_What this task involves_. Retype the whole listing verbatim and keep the pictures out of it.

━━ Recorded data

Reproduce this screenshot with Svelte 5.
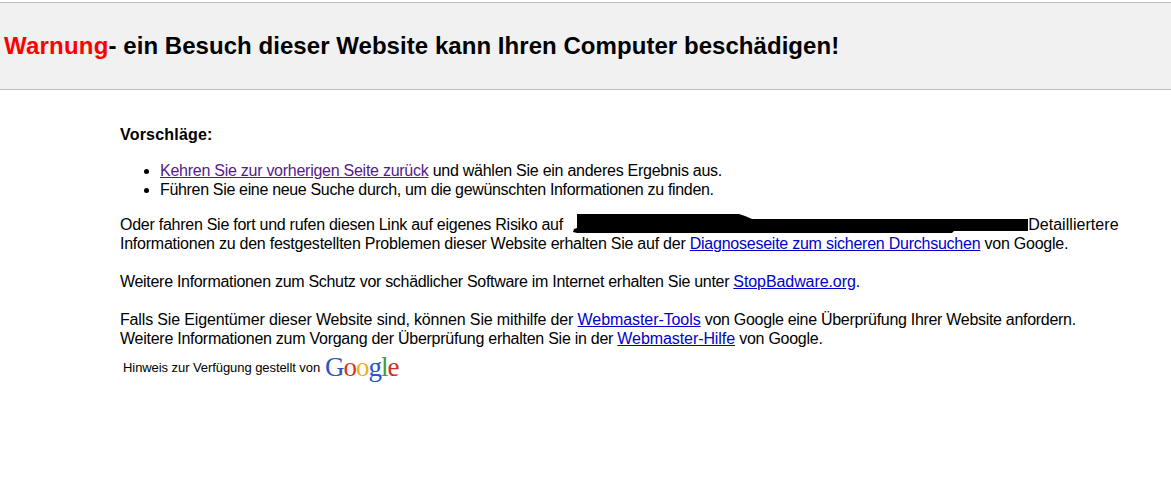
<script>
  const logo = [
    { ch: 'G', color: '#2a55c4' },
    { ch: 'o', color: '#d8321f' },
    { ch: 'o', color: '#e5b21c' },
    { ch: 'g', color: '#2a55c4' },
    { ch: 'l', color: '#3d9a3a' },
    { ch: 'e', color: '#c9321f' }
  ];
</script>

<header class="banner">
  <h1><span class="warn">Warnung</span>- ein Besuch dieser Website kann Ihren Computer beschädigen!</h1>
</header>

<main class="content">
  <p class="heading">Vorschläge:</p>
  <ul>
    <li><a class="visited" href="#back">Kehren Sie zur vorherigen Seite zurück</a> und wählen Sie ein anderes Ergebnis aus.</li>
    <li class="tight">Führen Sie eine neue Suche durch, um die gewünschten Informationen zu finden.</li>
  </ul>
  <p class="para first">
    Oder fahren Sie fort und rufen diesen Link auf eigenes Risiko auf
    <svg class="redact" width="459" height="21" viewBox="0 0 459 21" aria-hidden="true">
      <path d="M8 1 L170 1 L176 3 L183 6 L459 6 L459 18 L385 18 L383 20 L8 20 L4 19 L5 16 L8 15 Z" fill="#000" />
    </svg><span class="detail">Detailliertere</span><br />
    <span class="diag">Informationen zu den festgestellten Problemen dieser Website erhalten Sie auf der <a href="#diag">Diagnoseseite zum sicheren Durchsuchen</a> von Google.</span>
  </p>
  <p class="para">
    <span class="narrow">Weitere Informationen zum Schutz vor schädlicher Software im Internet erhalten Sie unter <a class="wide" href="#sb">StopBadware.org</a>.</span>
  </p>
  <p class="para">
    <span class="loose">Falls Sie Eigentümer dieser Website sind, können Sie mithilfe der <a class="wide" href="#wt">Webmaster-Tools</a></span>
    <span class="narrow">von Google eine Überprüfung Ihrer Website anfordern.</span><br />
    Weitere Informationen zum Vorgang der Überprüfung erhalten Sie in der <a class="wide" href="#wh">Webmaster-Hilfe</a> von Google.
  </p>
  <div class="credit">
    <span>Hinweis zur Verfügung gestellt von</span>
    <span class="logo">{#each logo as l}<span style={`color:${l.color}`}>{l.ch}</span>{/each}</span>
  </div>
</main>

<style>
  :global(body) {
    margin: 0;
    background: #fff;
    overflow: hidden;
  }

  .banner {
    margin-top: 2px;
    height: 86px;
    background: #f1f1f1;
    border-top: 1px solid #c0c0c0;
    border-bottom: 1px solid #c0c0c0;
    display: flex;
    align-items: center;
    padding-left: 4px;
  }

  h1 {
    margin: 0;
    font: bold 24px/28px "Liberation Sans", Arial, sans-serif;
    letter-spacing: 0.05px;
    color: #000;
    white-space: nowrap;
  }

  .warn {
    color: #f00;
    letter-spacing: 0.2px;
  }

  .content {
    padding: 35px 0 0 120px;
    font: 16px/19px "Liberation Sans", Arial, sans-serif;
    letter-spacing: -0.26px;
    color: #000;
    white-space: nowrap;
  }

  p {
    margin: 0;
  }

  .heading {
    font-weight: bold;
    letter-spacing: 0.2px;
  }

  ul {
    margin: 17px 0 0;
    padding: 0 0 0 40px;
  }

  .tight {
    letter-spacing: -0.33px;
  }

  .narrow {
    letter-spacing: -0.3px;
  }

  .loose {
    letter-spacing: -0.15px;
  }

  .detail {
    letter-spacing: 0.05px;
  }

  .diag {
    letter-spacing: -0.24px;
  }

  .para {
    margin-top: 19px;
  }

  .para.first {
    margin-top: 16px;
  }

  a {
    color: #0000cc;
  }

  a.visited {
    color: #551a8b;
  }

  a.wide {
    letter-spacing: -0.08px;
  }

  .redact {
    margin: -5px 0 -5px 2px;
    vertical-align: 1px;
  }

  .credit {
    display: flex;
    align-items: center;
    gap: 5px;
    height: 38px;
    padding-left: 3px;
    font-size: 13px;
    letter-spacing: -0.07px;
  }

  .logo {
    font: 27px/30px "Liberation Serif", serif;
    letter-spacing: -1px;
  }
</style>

━━━━

_Solution for this problem_.
Reproduce this screenshot with Svelte 5.
<script>
  const logo = [
    { ch: 'G', color: '#2a55c4' },
    { ch: 'o', color: '#d8321f' },
    { ch: 'o', color: '#e5b21c' },
    { ch: 'g', color: '#2a55c4' },
    { ch: 'l', color: '#3d9a3a' },
    { ch: 'e', color: '#c9321f' }
  ];
</script>

<header class="banner">
  <h1><span class="warn">Warnung</span>- ein Besuch dieser Website kann Ihren Computer beschädigen!</h1>
</header>

<main class="content">
  <p class="heading">Vorschläge:</p>
  <ul>
    <li><a class="visited" href="#back">Kehren Sie zur vorherigen Seite zurück</a> und wählen Sie ein anderes Ergebnis aus.</li>
    <li class="tight">Führen Sie eine neue Suche durch, um die gewünschten Informationen zu finden.</li>
  </ul>
  <p class="para first">
    Oder fahren Sie fort und rufen diesen Link auf eigenes Risiko auf
    <svg class="redact" width="459" height="21" viewBox="0 0 459 21" aria-hidden="true">
      <path d="M8 1 L170 1 L176 3 L183 6 L459 6 L459 18 L385 18 L383 20 L8 20 L4 19 L5 16 L8 15 Z" fill="#000" />
    </svg><span class="detail">Detailliertere</span><br />
    <span class="diag">Informationen zu den festgestellten Problemen dieser Website erhalten Sie auf der <a href="#diag">Diagnoseseite zum sicheren Durchsuchen</a> von Google.</span>
  </p>
  <p class="para">
    <span class="narrow">Weitere Informationen zum Schutz vor schädlicher Software im Internet erhalten Sie unter <a class="wide" href="#sb">StopBadware.org</a>.</span>
  </p>
  <p class="para">
    <span class="loose">Falls Sie Eigentümer dieser Website sind, können Sie mithilfe der <a class="wide" href="#wt">Webmaster-Tools</a></span>
    <span class="narrow">von Google eine Überprüfung Ihrer Website anfordern.</span><br />
    Weitere Informationen zum Vorgang der Überprüfung erhalten Sie in der <a class="wide" href="#wh">Webmaster-Hilfe</a> von Google.
  </p>
  <div class="credit">
    <span>Hinweis zur Verfügung gestellt von</span>
    <span class="logo">{#each logo as l}<span style={`color:${l.color}`}>{l.ch}</span>{/each}</span>
  </div>
</main>

<style>
  :global(body) {
    margin: 0;
    background: #fff;
    overflow: hidden;
  }

  .banner {
    margin-top: 2px;
    height: 86px;
    background: #f1f1f1;
    border-top: 1px solid #c0c0c0;
    border-bottom: 1px solid #c0c0c0;
    display: flex;
    align-items: center;
    padding-left: 4px;
  }

  h1 {
    margin: 0;
    font: bold 24px/28px "Liberation Sans", Arial, sans-serif;
    letter-spacing: 0.05px;
    color: #000;
    white-space: nowrap;
  }

  .warn {
    color: #f00;
    letter-spacing: 0.2px;
  }

  .content {
    padding: 35px 0 0 120px;
    font: 16px/19px "Liberation Sans", Arial, sans-serif;
    letter-spacing: -0.26px;
    color: #000;
    white-space: nowrap;
  }

  p {
    margin: 0;
  }

  .heading {
    font-weight: bold;
    letter-spacing: 0.2px;
  }

  ul {
    margin: 17px 0 0;
    padding: 0 0 0 40px;
  }

  .tight {
    letter-spacing: -0.33px;
  }

  .narrow {
    letter-spacing: -0.3px;
  }

  .loose {
    letter-spacing: -0.15px;
  }

  .detail {
    letter-spacing: 0.05px;
  }

  .diag {
    letter-spacing: -0.24px;
  }

  .para {
    margin-top: 19px;
  }

  .para.first {
    margin-top: 16px;
  }

  a {
    color: #0000cc;
  }

  a.visited {
    color: #551a8b;
  }

  a.wide {
    letter-spacing: -0.08px;
  }

  .redact {
    margin: -5px 0 -5px 2px;
    vertical-align: 1px;
  }

  .credit {
    display: flex;
    align-items: center;
    gap: 5px;
    height: 38px;
    padding-left: 3px;
    font-size: 13px;
    letter-spacing: -0.07px;
  }

  .logo {
    font: 27px/30px "Liberation Serif", serif;
    letter-spacing: -1px;
  }
</style>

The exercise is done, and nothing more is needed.